**Data supplied:**
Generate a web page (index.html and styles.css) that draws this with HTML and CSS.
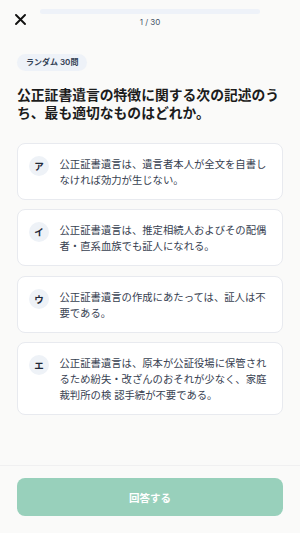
FILE: index.html
```html
<!DOCTYPE html>
<html lang="ja">
<head>
    <meta charset="UTF-8">
    <title>クイズ</title>
    <link rel="stylesheet" href="styles.css">
</head>
<body>
    <div class="page">
        <div class="header">
            <div class="close-btn">
                <svg width="11" height="11" viewBox="0 0 11 11">
                    <path d="M1 1L10 10M10 1L1 10" stroke="#111" stroke-width="1.9" stroke-linecap="round"/>
                </svg>
            </div>
            <div class="progress">
                <div class="progress-bar"><div class="progress-fill"></div></div>
                <div class="progress-count">1 / 30</div>
            </div>
            <div class="header-space"></div>
        </div>

        <div class="main">
            <span class="tag">ランダム 30問</span>
            <h1 class="question">公正証書遺言の特徴に関する次の記述のうち、最も適切なものはどれか。</h1>

            <div class="choices">
                <div class="choice">
                    <span class="choice-mark">ア</span>
                    <p class="choice-text">公正証書遺言は、遺言者本人が全文を自書しなければ効力が生じない。</p>
                </div>
                <div class="choice">
                    <span class="choice-mark">イ</span>
                    <p class="choice-text">公正証書遺言は、推定相続人およびその配偶者・直系血族でも証人になれる。</p>
                </div>
                <div class="choice">
                    <span class="choice-mark">ウ</span>
                    <p class="choice-text">公正証書遺言の作成にあたっては、証人は不要である。</p>
                </div>
                <div class="choice">
                    <span class="choice-mark">エ</span>
                    <p class="choice-text">公正証書遺言は、原本が公証役場に保管されるため紛失・改ざんのおそれが少なく、家庭裁判所の検 認手続が不要である。</p>
                </div>
            </div>
        </div>

        <div class="footer">
            <button class="answer-btn" disabled>回答する</button>
        </div>
    </div>
</body>
</html>
```

FILE: styles.css
```css
*{
    padding: 0;
    margin: 0;
    box-sizing: border-box;
}
body{
    background-color: #fafaf9;
    font-family: Inter, "Noto Sans CJK JP", sans-serif;
    color: #1f2937;
}
.page{
    height: 533px;
    display: flex;
    flex-direction: column;
}

/* header */
.header{
    display: grid;
    grid-template-columns: 40px 1fr 40px;
    padding-top: 9px;
    height: 30px;
}
.close-btn{
    display: flex;
    justify-content: center;
    padding-top: 5px;
}
.progress-bar{
    height: 5px;
    border-radius: 3px;
    background-color: #eef2f9;
}
.progress-fill{
    width: 0;
    height: 100%;
}
.progress-count{
    margin-top: 3px;
    text-align: center;
    font-size: 8px;
    line-height: 10px;
    color: #475569;
}

/* question */
.main{
    flex: 1;
    padding: 24px 17px 0;
    overflow: hidden;
}
.tag{
    display: block;
    width: fit-content;
    padding: 3px 9px;
    border-radius: 9px;
    background-color: #eef2f8;
    font-size: 8px;
    line-height: 10.5px;
    font-weight: 600;
    color: #334155;
}
.question{
    margin-top: 15px;
    font-size: 13.8px;
    line-height: 18px;
    font-weight: 700;
    color: #1c1c1c;
}

.choices{
    margin-top: 21px;
    display: flex;
    flex-direction: column;
    gap: 9.5px;
}
.choice{
    display: flex;
    gap: 10.5px;
    padding: 12px 11px 11px;
    border: 1px solid #e8eaef;
    border-radius: 8px;
    background-color: #fff;
}
.choice-mark{
    flex: none;
    width: 20px;
    height: 20px;
    border-radius: 50%;
    background-color: #eef2f7;
    display: flex;
    align-items: center;
    justify-content: center;
    font-size: 9.5px;
    font-weight: 700;
    color: #1f2937;
}
.choice-text{
    font-size: 10.35px;
    line-height: 16px;
    color: #374151;
}

/* footer */
.footer{
    border-top: 1px solid #f0f0f1;
    padding: 12px 17px 17px;
}
.answer-btn{
    width: 100%;
    height: 38px;
    border: none;
    border-radius: 8px;
    background-color: #98d0bb;
    color: #fff;
    font-family: inherit;
    font-size: 10.5px;
    font-weight: 700;
}
```
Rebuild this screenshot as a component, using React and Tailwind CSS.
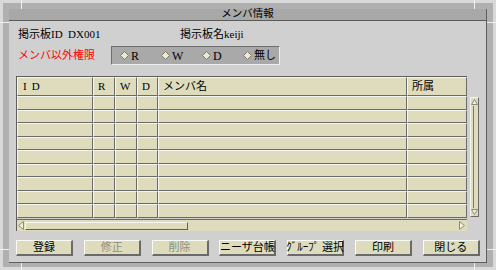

**Aim:** Every line of the listing that holds "index" is to be counted; give only the resulting number.

**Response to the exercise:** 2